Proses pemakzulan presiden maupun wakil presiden di MPR ternyata memiliki kelemahan yang cukup fatal, perihal kewenangannya dalam memutus usulan DPR tersebut. Dominasi kepentingan politik tidak terelakkan disini, dengan komposisinya yang terdiri dari DPR (parpol) dan DPD (perorangan) yang sangat tidak seimbang, keanggotaan DPD yang kurang dari 1/3 dari keseluruhan anggota MPR membuat mayoritas suara kembali berpihak kepada politik yang terang-terang memiliki tujuan dari kepentingan kolektif sesaat. Hal ini diakibatkan tidak diwajibkannya MPR ‘mematuhi’ putusan MK yang menyatakan sependapat dengan DPR, serta keharusan kourum 2/3 persetujuan dan keharusan 3/4 anggota hadir dalam sidang yang memberikan kesempatan presiden maupun wakil presiden menyampaikan ‘penjelasan’ dalam rapat paripurna MPR.
Tidak konsistennya tatacara pemakzulan presiden di Indonesia, sebagaimana telah diutarakan diatas dapat mengakibatkan hilangnya supermasi hukum yang dijunjung tinggi oleh negara ini.

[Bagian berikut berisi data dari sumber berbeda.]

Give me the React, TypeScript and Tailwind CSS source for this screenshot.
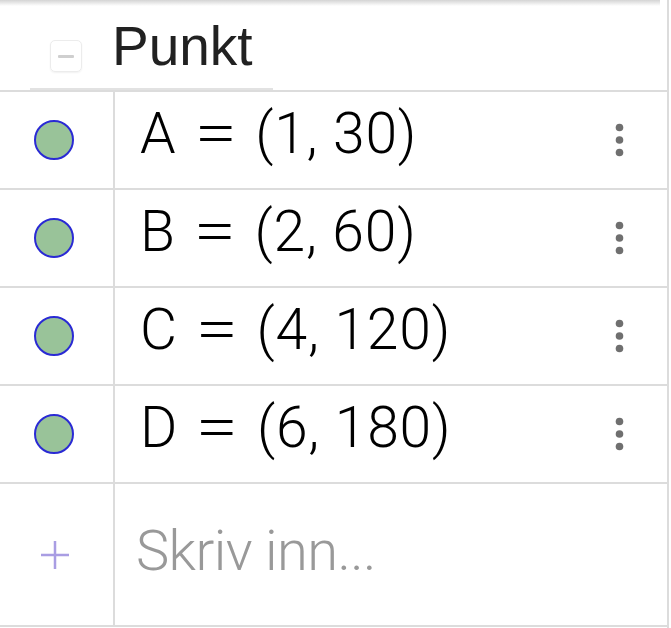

Walaupun pasal 1 ayat (3) UUD 1945 secara tegas menyatakan bahwah ”Negara Indonesia adalah negara hukum” namun bila melihat kenyataan yang ada dalam proses pemberhentian presiden ini, nyata terlihat ‘cacatnya’ hukum sebagai panglima kita, amandemen Undang-Undang Dasar merupakan suatu keharusan, dengan tujuan meminimalisir celah-celah hukum yang ada.